Y aura-t-il plus de réfugiés?

Interrogé par Blick, le Secrétariat d'Etat aux migrations (SEM) écrit qu'il a pris connaissance des dernières déclarations des Etats-Unis. «En l'état actuel des choses, le SEM ne pense pas que cette annonce aura des conséquences immédiates sur le nombre de demandes d'asile et de protection en Suisse».

Mais à plus long terme, les réfugiés pourraient bien être plus nombreux, selon les politiciens. «Personne en Ukraine ne veut vivre sous l'occupation russe, c'est pourquoi il faut s'attendre à une augmentation du nombre de réfugiés si le Kremlin continue à annexer le pays. En outre, moins d'Ukrainiens pourront rentrer chez eux si la guerre ne prend pas fin», explique le conseiller national socialiste Fabian Molina.

Jacqueline de Quattro qualifie la migration «d'arme de Poutine». «Plus il y a d'arrivées, plus le soutien diminue. On le remarque déjà au sein du peuple suisse», dit-elle. «La Suisse doit bien sûr être à la hauteur de sa tradition humanitaire. Mais la Confédération doit être plus sélective. Il y a aussi des profiteurs qui viennent d'autres pays que l'Ukraine dans le sillage de la guerre.»

Qu'est-ce que cela signifie pour l'acquisition d'avions de combat?

Les parlementaires doutent également de la fiabilité du prix fixe d'environ 6 milliards de francs pour les avions de combat F-35 en provenance des Etats-Unis. Les politiciens en charge de la sécurité demandent au «Tages-Anzeiger» un nouvel examen du deal. Le F-35 devient de plus en plus un risque pour la Suisse en termes de finances mais aussi de politique de sécurité, a déclaré à «20 Minutes» la conseillère nationale PS Sarah Wyss, présidente de la commission des finances.

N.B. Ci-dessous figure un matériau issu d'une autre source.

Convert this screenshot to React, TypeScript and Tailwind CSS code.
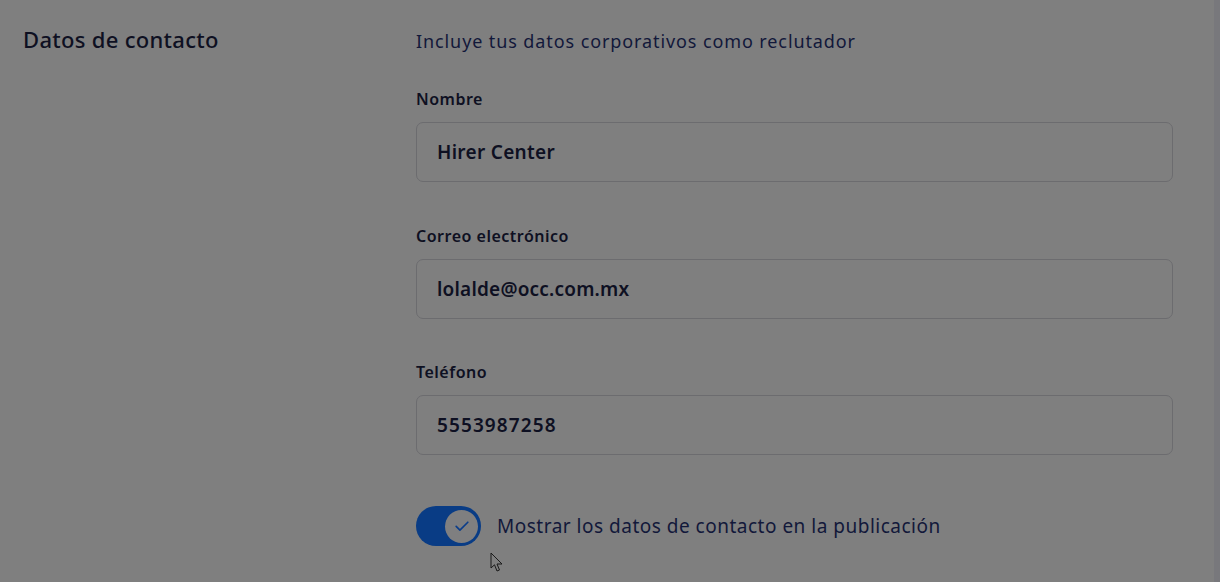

«Un partenaire contractuel fiable ne se comporte jamais de cette manière, a-t-elle déclaré. La Suisse devrait envisager de résilier complètement le contrat F-35. Je demande en outre au Conseil fédéral des réponses sur la manière dont on pourrait éventuellement se retirer du contrat d'acquisition et sur les conséquences que cela aurait, y compris sur le plan financier.»